Friday 6 June 2014

Paris, When It Sizzles

The way butter slithers down a hot butter-knife, and comes to rest on the fingers that hold the knife--becoming a golden puddle of melting translucency--her accent curved and bounced, and reached under my skin where it rested and resided for the rest of the night.
There was no meaning that I could attach to her words, and there was no sense that I could derive from them as I sat and heard her speak. Like smooth rivulets, her words cut corners and spilled around on the sides, with insidious gasps and unexpected meetings of her tongue and her ruby-red lips. The sounds that escaped that deep mouth seemed to me like something one would associate with rustling blades of yellow grass dancing on a hot summer afternoon in a virgin field, lazy waves kissing a rocky shore on evenings when the tide is high, the sharp seductive sound of heels clicking and slapping a wooden floor, a warm fire crackling on a stormy black night when you're curled up in bed with nothing to do.
I sat and stared at her, wondering if it would be completely inappropriate if I made a recording of her speaking her lovely language. I could even imagine myself sitting in my living room, with a cup of coffee and the newspaper, with the recording playing in the background like it was the most normal thing to be listening to.
The wind shook me out of my reverie, and I realized that I could no longer hear her luscious accent.
I might have spooked her away with my dropped jaw and all that staring, for I realized that she was suddenly nowhere to be seen.
Dejected and disappointed to know that I would never again hear that lady with the voice that sounded like molten poetry, I lifted my overweight, drunken self off the chair and trudged along into the Parisian evening.

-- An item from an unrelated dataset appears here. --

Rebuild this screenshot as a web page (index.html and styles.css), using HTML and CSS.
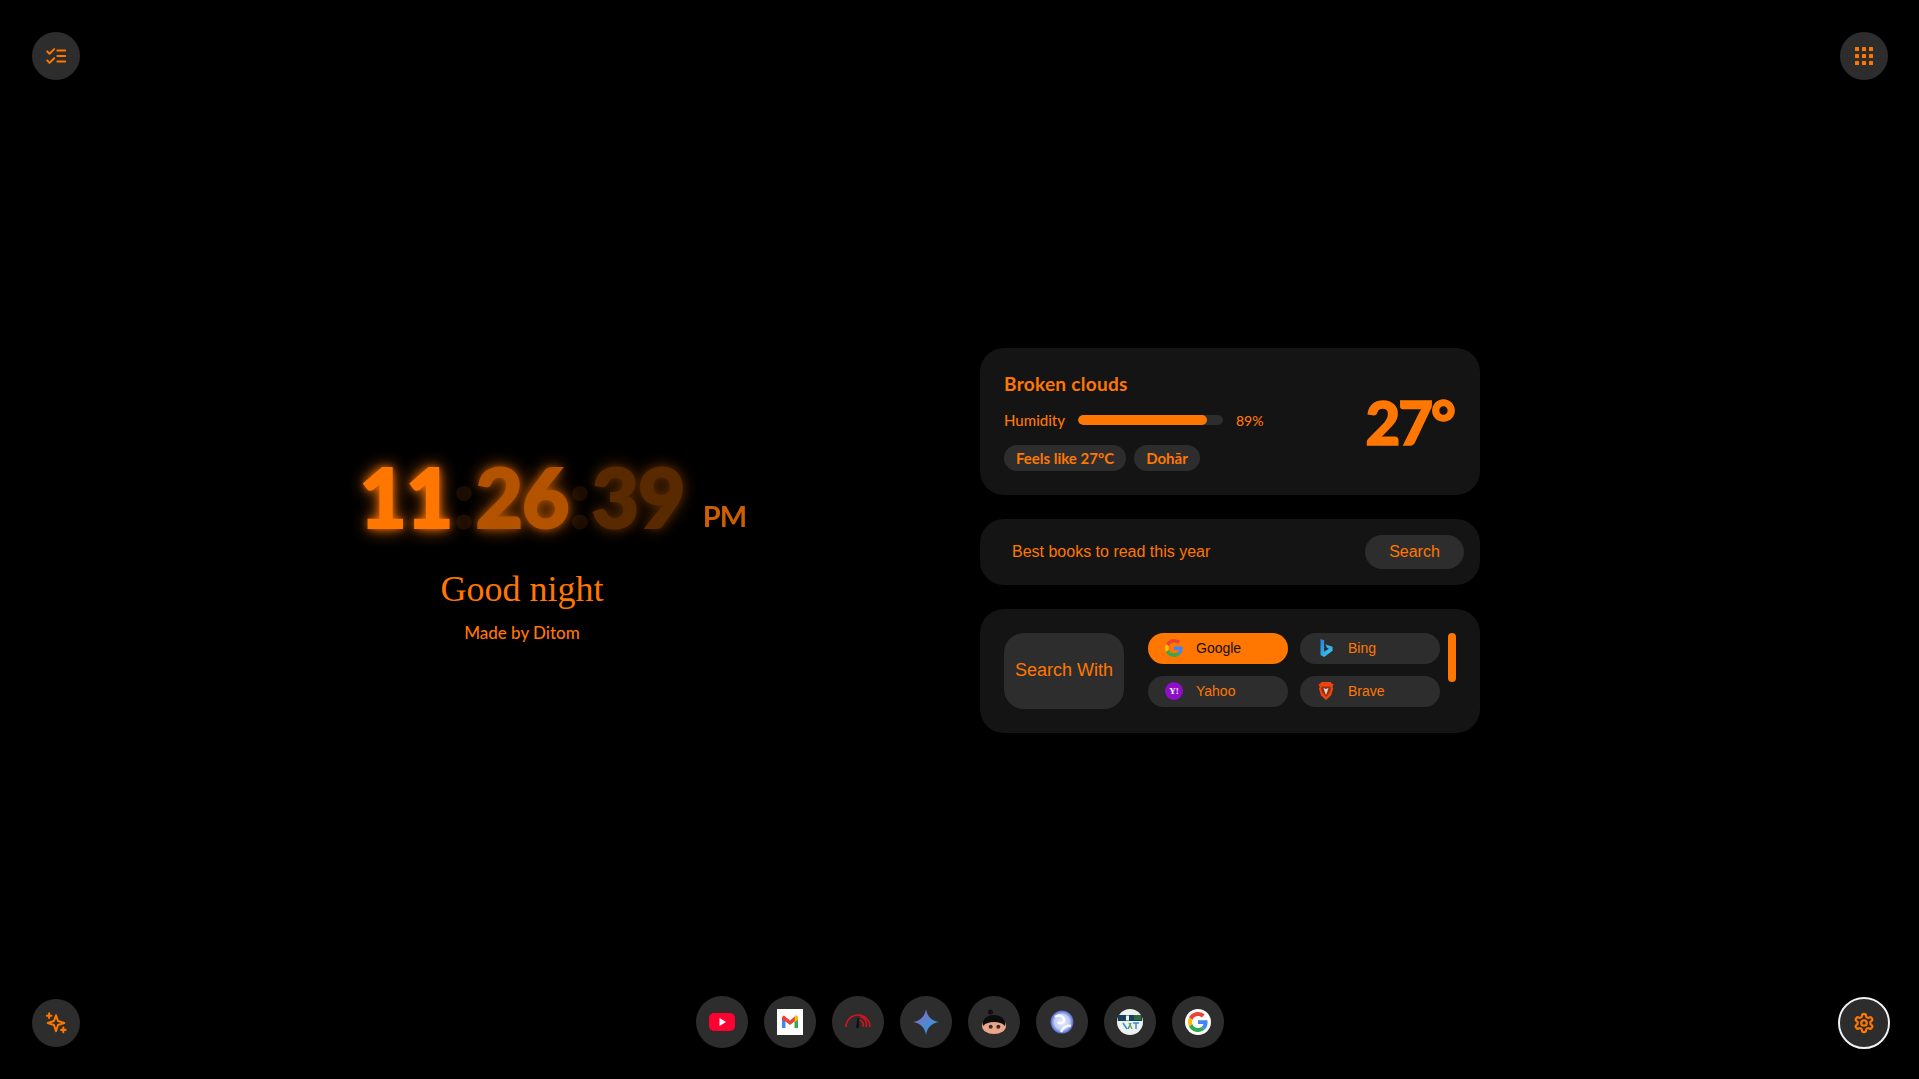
FILE: index.html
```html
<!DOCTYPE html>
<html lang="en">
<head>
<meta charset="utf-8">
<title>New Tab</title>
<link rel="stylesheet" href="styles.css">
</head>
<body>
<svg class="defs" width="0" height="0" aria-hidden="true">
  <symbol id="g-logo" viewBox="0 0 48 48">
    <path fill="#EA4335" d="M24 9.5c3.54 0 6.71 1.22 9.21 3.6l6.85-6.85C35.9 2.38 30.47 0 24 0 14.62 0 6.51 5.38 2.56 13.22l7.98 6.19C12.43 13.72 17.74 9.5 24 9.5z"/>
    <path fill="#4285F4" d="M46.98 24.55c0-1.57-.15-3.09-.38-4.55H24v9.02h12.94c-.58 2.96-2.26 5.48-4.78 7.18l7.73 6c4.51-4.18 7.09-10.36 7.09-17.65z"/>
    <path fill="#FBBC05" d="M10.53 28.59c-.48-1.45-.76-2.99-.76-4.59s.27-3.14.76-4.59l-7.98-6.19C.92 16.46 0 20.12 0 24c0 3.88.92 7.54 2.56 10.78l7.97-6.19z"/>
    <path fill="#34A853" d="M24 48c6.48 0 11.93-2.13 15.89-5.81l-7.73-6c-2.15 1.45-4.92 2.3-8.16 2.3-6.26 0-11.57-4.22-13.47-9.91l-7.98 6.19C6.51 42.62 14.62 48 24 48z"/>
  </symbol>
</svg>

<button class="fab fab-tl" aria-label="Tasks">
  <svg class="ico" viewBox="0 0 24 24"><path d="M2.500 7l2.500 2.500L10 4.500M2.500 17l2.500 2.500 5-5M13.500 6H22M13.500 12H22M13.500 18H22"/></svg>
</button>
<button class="fab fab-tr" aria-label="Apps">
  <svg class="ico-grid" viewBox="0 0 18 18"><g fill="#ff7700"><rect width="4" height="4" rx=".6"/><rect x="7" width="4" height="4" rx=".6"/><rect x="14" width="4" height="4" rx=".6"/><rect y="7" width="4" height="4" rx=".6"/><rect x="7" y="7" width="4" height="4" rx=".6"/><rect x="14" y="7" width="4" height="4" rx=".6"/><rect y="14" width="4" height="4" rx=".6"/><rect x="7" y="14" width="4" height="4" rx=".6"/><rect x="14" y="14" width="4" height="4" rx=".6"/></g></svg>
</button>
<button class="fab fab-bl" aria-label="Assistant">
  <svg class="ico" viewBox="0 0 24 24"><path d="M12 3.500l2.200 6.300 6.800 2.200-6.800 2.200L12 21l-2.200-6.800L3 12l6.800-2.200z"/><path d="M4.500 1.500v5M2 4h5M20 17v5M17.500 19.500h5"/></svg>
</button>
<button class="fab fab-br" aria-label="Settings">
  <svg class="ico ico-gear" viewBox="0 0 24 24"><path d="M12.220 2h-.44a2 2 0 0 0-2 2v.18a2 2 0 0 1-1 1.730l-.43.25a2 2 0 0 1-2 0l-.15-.08a2 2 0 0 0-2.730.730l-.22.38a2 2 0 0 0 .73 2.730l.15.1a2 2 0 0 1 1 1.720v.51a2 2 0 0 1-1 1.740l-.15.09a2 2 0 0 0-.73 2.730l.22.38a2 2 0 0 0 2.730.73l.15-.08a2 2 0 0 1 2 0l.43.25a2 2 0 0 1 1 1.730V20a2 2 0 0 0 2 2h.44a2 2 0 0 0 2-2v-.18a2 2 0 0 1 1-1.730l.43-.25a2 2 0 0 1 2 0l.15.08a2 2 0 0 0 2.730-.73l.22-.39a2 2 0 0 0-.73-2.730l-.15-.08a2 2 0 0 1-1-1.740v-.5a2 2 0 0 1 1-1.740l.15-.09a2 2 0 0 0 .73-2.730l-.22-.38a2 2 0 0 0-2.730-.73l-.15.08a2 2 0 0 1-2 0l-.43-.25a2 2 0 0 1-1-1.730V4a2 2 0 0 0-2-2z"/><circle cx="12" cy="12" r="3"/></svg>
</button>

<main class="layout">
  <section class="clock-col">
    <div class="clock">
      <span class="t t-h">11</span><span class="colon c1">:</span><span class="t t-m">26</span><span class="colon c2">:</span><span class="t t-s">39</span>
      <span class="ampm">PM</span>
    </div>
    <h1 class="greeting">Good night</h1>
    <p class="credit">Made by Ditom</p>
  </section>

  <section class="panel-col">
    <div class="card weather">
      <div class="w-info">
        <h2 class="w-title">Broken clouds</h2>
        <div class="w-hum">
          <span class="hum-label">Humidity</span>
          <span class="bar"><span class="bar-fill"></span></span>
          <span class="hum-val">89%</span>
        </div>
        <div class="chips">
          <span class="chip chip-feels">Feels like 27°C</span>
          <span class="chip chip-loc">Dohār</span>
        </div>
      </div>
      <div class="w-temp">27°</div>
    </div>

    <form class="card search">
      <span class="search-text">Best books to read this year</span>
      <span class="search-btn">Search</span>
    </form>

    <div class="card engines">
      <div class="eng-label">Search With</div>
      <div class="eng-grid">
        <div class="pill active">
          <svg class="pill-ico" viewBox="0 0 48 48"><use href="#g-logo"/></svg>
          <span>Google</span>
        </div>
        <div class="pill">
          <svg class="pill-ico" viewBox="0 0 18 18"><defs><linearGradient id="bing" x1="0" y1="0" x2="1" y2="1"><stop offset="0" stop-color="#2a7de8"/><stop offset="1" stop-color="#38d4e6"/></linearGradient></defs><path fill="url(#bing)" d="M3.500 0l3.600 1.200v11.400l4.900-2.800-2.300-1.100-1.500-3.500 7.300 2.600v3.900L7.200 18l-3.700-2z"/></svg>
          <span>Bing</span>
        </div>
        <div class="pill">
          <svg class="pill-ico" viewBox="0 0 18 18"><circle cx="9" cy="9" r="9" fill="#8f0fc9"/><text class="yahoo-mark" x="9" y="11.500" text-anchor="middle">Y!</text></svg>
          <span>Yahoo</span>
        </div>
        <div class="pill">
          <svg class="pill-ico" viewBox="0 0 18 18"><path fill="#f0430f" d="M4.500 0h9l1.500 1.800 1.500.3-.6 2-.3 1.100.6 1.500L14 13.500 9 18l-5-4.500L2 6.700l.6-1.500-.9-3.100 1.400-.3z"/><path fill="#1d1d1d" d="M5 4.500h8l1 1.500-1 4-4 5-4-5-1-4z" opacity=".45"/><path fill="#fff" opacity=".8" d="M6.500 6l2.500 1 2.500-1-1 3-1.500 4-1.500-4z"/></svg>
          <span>Brave</span>
        </div>
      </div>
      <div class="eng-scroll"></div>
    </div>
  </section>
</main>

<nav class="dock">
  <a class="dock-item" aria-label="YouTube"><svg class="dock-ico" viewBox="0 0 26 26"><rect y="4" width="26" height="18" rx="5" fill="#ff0033"/><path d="M10.500 9v8l6.500-4z" fill="#fff"/></svg></a>
  <a class="dock-item" aria-label="Gmail"><svg class="dock-ico" viewBox="0 0 26 26"><rect width="26" height="26" fill="#fff"/><path d="M5 8v11h3.500v-8z" fill="#4285f4"/><path d="M21 8v11h-3.500v-8z" fill="#34a853"/><path d="M5 8l2-1.500 6 5 6-5 2 1.500v3l-3.500 1.500L13 16l-4.500-3.500L5 11z" fill="#ea4335"/><path d="M18 6.800l1-.3 2 1.500v3l-3.500 2z" fill="#fbbc05"/></svg></a>
  <a class="dock-item" aria-label="Speed test"><svg class="dock-ico" viewBox="0 0 26 26"><g fill="none" stroke="#d8121c" stroke-width="1.700"><path d="M1 18a12 12 0 0 1 24 0"/><path d="M15 7.500a8 8 0 0 1 6 10.500"/><path d="M15 11a5 5 0 0 1 3 6.500"/></g><path d="M12.500 9h1.500v10h-3z" fill="#111"/></svg></a>
  <a class="dock-item" aria-label="Gemini"><svg class="dock-ico" viewBox="0 0 26 26"><defs><linearGradient id="gem" x1="0" y1="0" x2="1" y2="1"><stop offset="0" stop-color="#9168c0"/><stop offset=".5" stop-color="#5684d1"/><stop offset="1" stop-color="#1ba1e3"/></linearGradient></defs><path fill="url(#gem)" d="M13 0c1 7 5.500 12 13 13-7.500 1-12 6-13 13-1-7-5.500-12-13-13 7.500-1 12-6 13-13z"/></svg></a>
  <a class="dock-item" aria-label="Character"><svg class="dock-ico" viewBox="0 0 26 26"><circle cx="9.500" cy="3" r="2.500" fill="#111"/><ellipse cx="13" cy="17" rx="12" ry="8" fill="#e9a68a"/><path d="M2 17C1 9 7 6 13 6s12 3 11 11c-3-3-6-4-11-4s-8 1-11 4z" fill="#0c0c0c"/><circle cx="9.700" cy="17.700" r="2" fill="#3a2a2a"/><circle cx="17.300" cy="17.700" r="2" fill="#3a2a2a"/></svg></a>
  <a class="dock-item" aria-label="Browser"><svg class="dock-ico soft" viewBox="0 0 26 26"><defs><radialGradient id="orb"><stop offset="0" stop-color="#e8edfb"/><stop offset=".65" stop-color="#c3cff2"/><stop offset="1" stop-color="#4d63c8"/></radialGradient></defs><circle cx="13" cy="13" r="11.500" fill="url(#orb)"/><path d="M6 8c4-3 8-1 9 2s-3 6-6 3M12 23c2-5 6-7 10-6" fill="none" stroke="#fff" stroke-width="2.500" opacity=".85"/></svg></a>
  <a class="dock-item" aria-label="Site"><svg class="dock-ico soft" viewBox="0 0 26 26"><circle cx="13" cy="13" r="13" fill="#eef1ee"/><rect x="1" y="6" width="24" height="6" fill="#17405e"/><rect x="9" y="6.500" width="3" height="5" fill="#eef1ee"/><rect x="17" y="6" width="7" height="5" fill="#2e6b3e"/><path d="M6 14l4 6M11 20l3-6M16 14h6M19 14v6" stroke="#3b8ed0" stroke-width="1.500" fill="none"/><path d="M12 14l3 6" stroke="#7fae3c" stroke-width="1.500"/></svg></a>
  <a class="dock-item" aria-label="Google"><svg class="dock-ico" viewBox="0 0 26 26"><circle cx="13" cy="13" r="13" fill="#fff"/><svg x="3" y="3" width="20" height="20" viewBox="0 0 48 48"><use href="#g-logo"/></svg></svg></a>
</nav>
</body>
</html>
```
FILE: styles.css
```css
* { box-sizing: border-box; }
html, body { margin: 0; height: 100%; }
body {
  background: #000;
  color: #ff7700;
  font-family: "Lato", "Liberation Sans", sans-serif;
  overflow: hidden;
  position: relative;
}
.defs { position: absolute; }

/* corner buttons */
.fab {
  position: absolute;
  width: 48px;
  height: 48px;
  border: 0;
  padding: 0;
  border-radius: 50%;
  background: #2d2d2d;
  display: flex;
  align-items: center;
  justify-content: center;
}
.fab-tl { top: 32px; left: 32px; }
.fab-tr { top: 32px; right: 31px; }
.fab-bl { bottom: 32px; left: 32px; }
.fab-br { bottom: 32px; right: 31px; outline: 2px solid #f2f2f2; outline-offset: 0; }
.ico { width: 22px; height: 22px; fill: none; stroke: #ff7700; stroke-width: 2.2; stroke-linecap: round; stroke-linejoin: round; }
.ico-gear { stroke-width: 2.4; }
.ico-grid { width: 18px; height: 18px; }

/* main two-column layout */
.layout {
  height: 100%;
  padding-left: 82px;
  padding-top: 2px;
  display: grid;
  grid-template-columns: 880px 500px;
  column-gap: 18px;
  align-items: center;
}

/* clock column */
.clock-col {
  display: flex;
  flex-direction: column;
  align-items: center;
  margin-top: 2px;
}
.clock {
  position: relative;
  display: flex;
  align-items: baseline;
  font-size: 82px;
  line-height: 110px;
  font-weight: 900;
}
.t {
  text-shadow: 0 0 18px #ff7700, 0 0 8px #ff7700;
  letter-spacing: -1px;
  -webkit-text-stroke: 2px #ff7700;
}
.t-h { opacity: 1; }
.t-m { opacity: .7; }
.t-s { opacity: .35; }
.colon { opacity: .1; width: 23px; text-align: center; -webkit-text-stroke: 2px #ff7700; }
.ampm {
  position: absolute;
  left: calc(100% + 18px);
  bottom: 15px;
  font-size: 29px;
  line-height: 40px;
  font-weight: 700;
  letter-spacing: -1px;
  opacity: .8;
}
.greeting {
  margin: 16px 0 0;
  font-family: "Liberation Serif", serif;
  font-size: 36px;
  line-height: 44px;
  font-weight: 400;
}
.credit { margin: 12px 0 0; font-size: 17px; line-height: 20px; font-weight: 500; }

/* right column cards */
.panel-col { display: flex; flex-direction: column; gap: 24px; width: 500px; }
.card { background: #141414; border-radius: 24px; }

.weather {
  height: 147px;
  padding: 24px;
  display: flex;
  align-items: center;
  justify-content: space-between;
}
.w-info { display: flex; flex-direction: column; }
.w-title { margin: 0; font-size: 19px; line-height: 24px; font-weight: 700; letter-spacing: .3px; }
.w-hum { display: flex; align-items: center; margin-top: 14px; height: 20px; font-size: 15px; font-weight: 500; }
.hum-label { width: 74px; }
.bar { width: 145px; height: 10px; border-radius: 5px; background: #2d2d2d; display: block; overflow: hidden; }
.bar-fill { display: block; width: 89%; height: 100%; border-radius: 5px; background: #ff7700; }
.hum-val { margin-left: 13px; font-size: 14px; }
.chips { display: flex; gap: 8px; margin-top: 15px; }
.chip { height: 26px; line-height: 26px; border-radius: 13px; background: #2d2d2d; font-size: 15px; font-weight: 700; text-align: center; }
.chip-feels { width: 122px; }
.chip-loc { width: 66px; }
.w-temp {
  font-size: 60px;
  line-height: 60px;
  font-weight: 900;
  letter-spacing: -2px;
  -webkit-text-stroke: 1.5px #ff7700;
  margin-right: 2px;
}

.search {
  height: 66px;
  padding: 0 16px 0 32px;
  display: flex;
  align-items: center;
  justify-content: space-between;
  font-family: "Liberation Sans", sans-serif;
  font-size: 16px;
}
.search-btn {
  width: 99px;
  height: 34px;
  line-height: 34px;
  border-radius: 17px;
  background: #2d2d2d;
  text-align: center;
}

.engines {
  height: 124px;
  padding: 24px;
  display: flex;
  font-family: "Liberation Sans", sans-serif;
}
.eng-label {
  width: 120px;
  height: 76px;
  padding-bottom: 2px;
  border-radius: 20px;
  background: #2d2d2d;
  font-size: 18px;
  display: flex;
  align-items: center;
  justify-content: center;
}
.eng-grid {
  margin-left: 24px;
  display: grid;
  grid-template-columns: 140px 140px;
  grid-auto-rows: 31px;
  gap: 12px;
}
.pill {
  display: flex;
  align-items: center;
  gap: 13px;
  padding: 0 0 2px 17px;
  border-radius: 16px;
  background: #2d2d2d;
  font-size: 14px;
}
.pill.active { background: #ff7700; color: #111; }
.pill-ico { width: 18px; height: 18px; flex: none; }
.yahoo-mark { font-family: "Liberation Serif", serif; font-size: 9px; font-weight: 700; fill: #fff; }
.eng-scroll { width: 8px; height: 49px; margin-left: 8px; border-radius: 4px; background: #ff7700; }

/* bottom dock */
.dock {
  position: absolute;
  left: 696px;
  bottom: 31px;
  display: flex;
  gap: 16px;
}
.dock-item {
  width: 52px;
  height: 52px;
  border-radius: 50%;
  background: #2d2d2d;
  display: flex;
  align-items: center;
  justify-content: center;
}
.dock-ico { width: 26px; height: 26px; }
.soft { filter: blur(.5px); }
```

Up ahead, I could see the Eiffel Tower showing the world its evening shimmer, and enchanted tourists (seemingly high on their dose of Paris) going berserk with the umpteen photographic opportunities. It was my last night in France, and as I dragged my feet towards Trocadero, I thought I heard that familiar trill and flow that I had only ever heard in a single woman's voice. A brief rise and a briefer fall of hurried syllables that seemed to have joined into a cohesion of magical sounds reached my ears as they tried to trace the source.
I looked here and there, my neck working hard and my eyes hunting harder, but it was an attempt of futility.
She was gone, I was intuitively quite certain of it, but I would like to believe that she was calling out to me and asking me not to leave. I think Paris will miss me, but more than that, I am convinced, I will miss Paris.